今年も年末調整の時期がやってきた。全従業員から各種控除証明書を集め、記載漏れや誤りがないか重々確認して、期日までに提出する。ただでさえ神経を使う仕事だが、改正点の多い今年はさらに担当部署の頭を悩ませそうだ。申告書が新様式になったことで、職場での集約には全従業員の理解と協力が不可欠となる。早めの周知徹底がミスのない業務完遂のカギとなる。
国税庁が毎年この時期に公表する年末調整用のパンフレット(年末調整のしかた)の最新版では、前年にはなかった「昨年と比べて変わった点」という項目が冒頭に設けられ、改正内容の説明に6ページを割いている。今年の年末調整から変わることがいかに多いかを物語るものだ。
まず大きな変更点としては、これまでの「給与所得者の配偶者控除等申告書」が、新設された「給与所得者の基礎控除等申告書」「所得金額調整控除申告書」と統合。新たに「給与所得者の基礎控除申告書兼 給与所得者の配偶者控除等申告書 兼 所得金額調整控除申告書」という書類へと生まれ変わったことだ。ひとつの申告書に3つの申告内容がまとめられたわけだ。
そしてこの申告書でややこしいのが、所得の多寡や配偶者控除の対象者の有無で記載が必要となる欄が異なることだろう。新様式の申告書に設けられた「給与所得者の基礎控除等申告書」、「給与所得者の配偶者控除等申告書」、「所得金額調整控除申告書」のうち、記載が必要な欄は従業員の状況に応じて表のように分かれる。未記入や記入ミスで誤った控除額となれば訂正が必要になるので気を付けたい。
このほか、今回の改正では未婚のひとり親を対象とした控除制度が創設され、また寡婦控除の所得要件が追加されている。これまでは離婚や死別のみ寡婦(夫)控除が適用されてきたが、今後は未婚のひとり親も対象とされる。

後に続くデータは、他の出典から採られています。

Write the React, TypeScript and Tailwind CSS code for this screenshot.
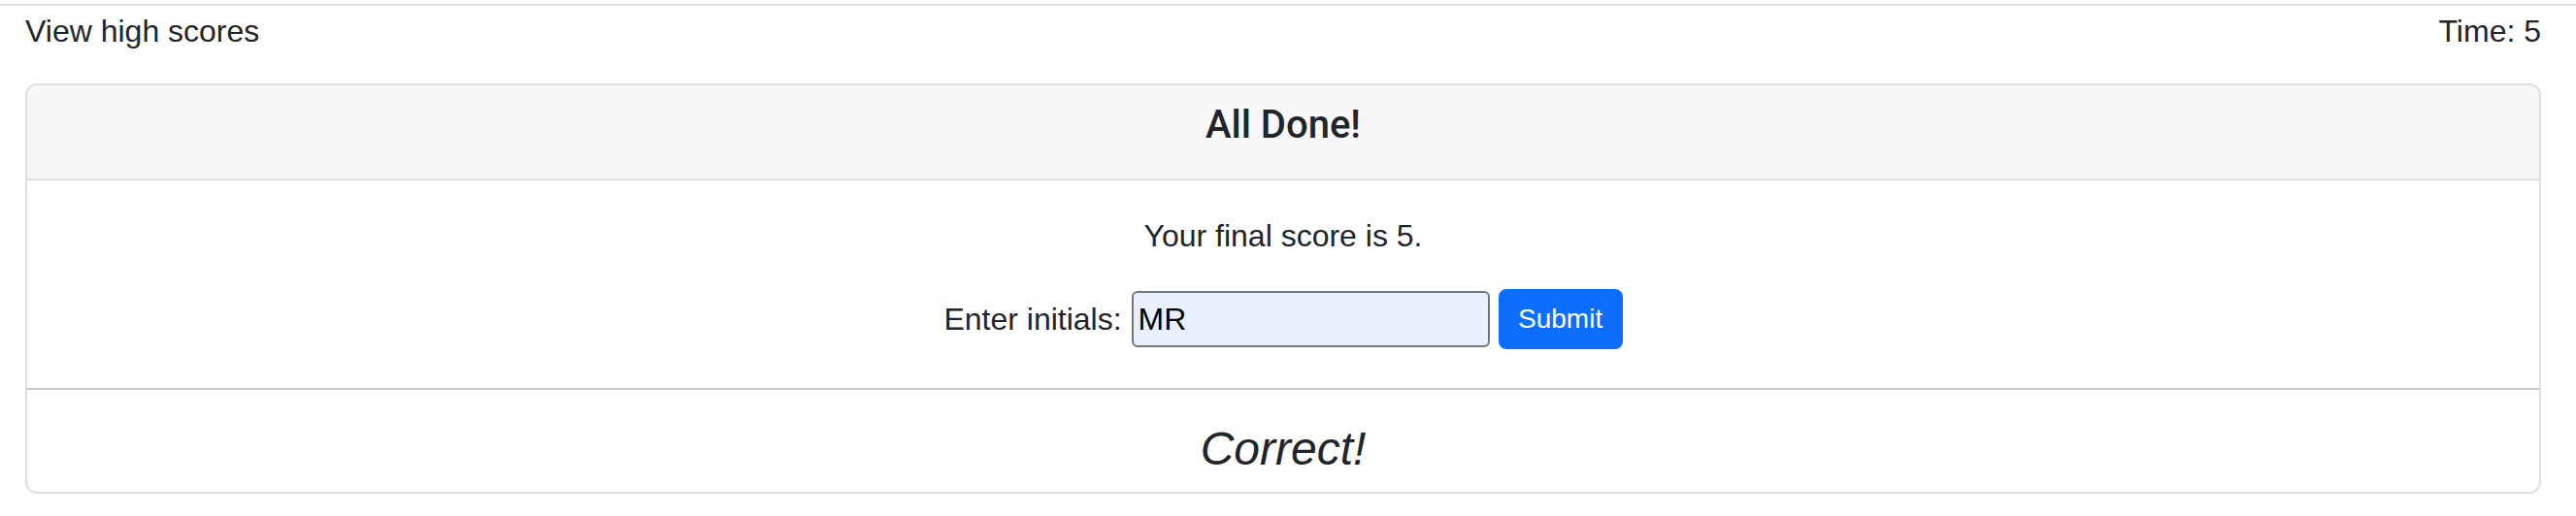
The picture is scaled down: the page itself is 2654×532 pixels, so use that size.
export default function App() {
  return (
    <div className="min-h-screen bg-white text-[#212529] font-['Liberation_Sans',Arial,sans-serif]">
      {/* top rule */}
      <div className="pt-[4px]">
        <div className="h-[2px] bg-[#dcdcdc]" />
      </div>

      <div className="pl-[26px] pr-[36px]">
        {/* Nav row */}
        <div className="mt-[2px] flex justify-between items-center h-[48px] text-[32px] leading-[48px]">
          <a className="cursor-pointer">View high scores</a>
          <span>Time: 5</span>
        </div>

        {/* Card */}
        <div className="mt-[30px] border-2 border-[#dfdfdf] rounded-[12px] overflow-hidden">
          <div className="bg-[#f7f7f7] border-b-2 border-[#dfdfdf] pt-[17px] pb-[31px] text-center">
            <h5 className="text-[40px] leading-[48px] font-medium font-['Roboto','Liberation_Sans',sans-serif]">
              All Done!
            </h5>
          </div>

          <div className="pt-[33px] pb-[40px] flex flex-col items-center">
            <p className="text-[32px] leading-[48px]">Your final score is 5.</p>
            <form
              className="mt-[31px] h-[62px] flex items-center"
              onSubmit={(e) => e.preventDefault()}
            >
              <label htmlFor="initials" className="text-[32px] leading-[48px]">
                Enter initials:
              </label>
              <input
                id="initials"
                type="text"
                defaultValue="MR"
                className="ml-[10px] w-[369px] h-[58px] px-[5px] text-[32px] text-black bg-[#e8f0fe] border-2 border-[#767676] rounded-[6px] outline-none"
              />
              <button
                type="submit"
                className="ml-[9px] w-[128px] h-[62px] bg-[#0d6efd] text-white text-[28px] leading-[42px] rounded-[8px]"
              >
                Submit
              </button>
            </form>
          </div>

          <div className="border-t-2 border-[#c9c9c9] pt-[33px] pb-[16px] text-center">
            <p className="text-[48px] leading-[56px] italic">Correct!</p>
          </div>
        </div>
      </div>
    </div>
  );
}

適用に当たっての要件は、生計が同じで総所得金額が48万円以下の子がいることと、所得が500万円以下であること、そして住民票に事実婚の記載がないことで、3要件すべてに当てはまるひとり親は、婚姻歴や性別にかかわらず、所得から35万円を差し引ける。

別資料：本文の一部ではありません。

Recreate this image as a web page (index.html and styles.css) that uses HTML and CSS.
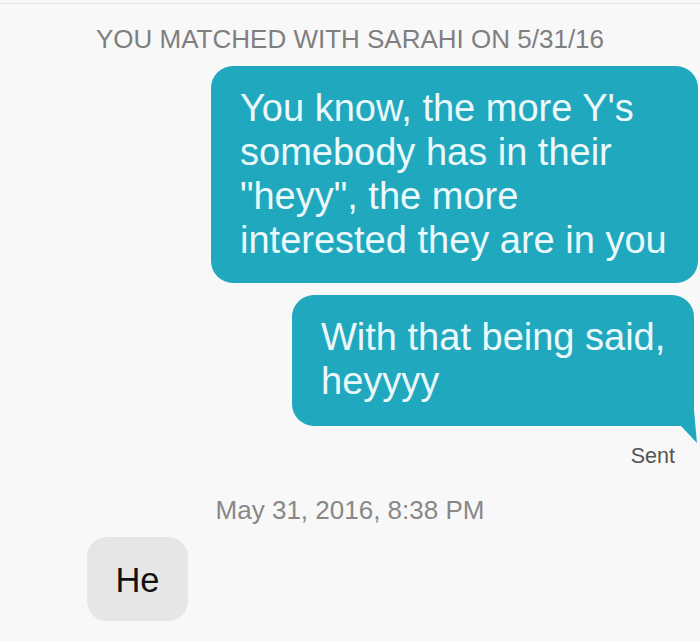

高所得者に最も大きな影響を与えるのが、課税所得から一定額を差し引ける「基礎控除」と「給与所得控除」の見直しだろう。基礎控除の額が原則10万円引き上げられる一方で、給与所得控除は10万円引き下げられることから、税負担は変わらず「プラマイゼロ」と表現されることもあるが、一定額以上の収入を得ている人にとっては増税となる仕組みになっている。
改正前は本人の所得がいくらであるかにかかわらず基礎控除として38万円を所得から差し引けたが、今年以降は収入が多い人ほど控除額が減る仕組みとなった。具体的には、所得が2400万円以下の人の控除額は48万円で、大半の納税者は所得から差し引ける額が増える。だが、所得が2400万円超2450万円以下なら32万円、2450万円超2500万円以下は16万円と、高所得者の基礎控除額は前年より減少する。さらに所得が2500万円を超える人の控除額はゼロとなり、単純計算で15万円もの負担増となる。
給与所得控除も高所得者には厳しい改正内容となっている。所得から差し引ける額は原則10万円引き下げられ、全ての給与所得者の控除額が減ることになるが、多くの場合は基礎控除が10万円引き上げられるので税負担は増えない。しかし高所得者は基礎控除の額が減るので、トータルの税負担は増える。
さらに給与収入が850万円を超える人は実質負担が増加する。前年までは給与収入が850万円超1千万円以下なら「給与収入×10%+120万円」、1千万円超なら220万円を所得から引けたが、今年からは850万円を超えた人の控除額は一律195万円となった。高所得者は基礎控除と給与所得控除の改正で数十万円単位の増税となる。
ただし、収入850万円超1千万円以下の人のうち、子育てや介護をしているなど一定の人については負担を緩和する「所得金額調整控除」が適用されることとなった。この緩和措置を適用できるのは、①年末調整の対象となる特別障害者、②23歳未満の扶養親族がいる人、③特別障害者である同一生計配偶者もしくは扶養親族がいる人―のいずれかに該当する人で、控除額は「(給与収入-850万円)×10%」で計算する。
複雑な申告様式に加えて高所得者の負担増によって、経営者としては例年以上に頭の痛い時期となりそうだが、一年を締めくくる最後の業務をなんとかつつがなく終わらせたい。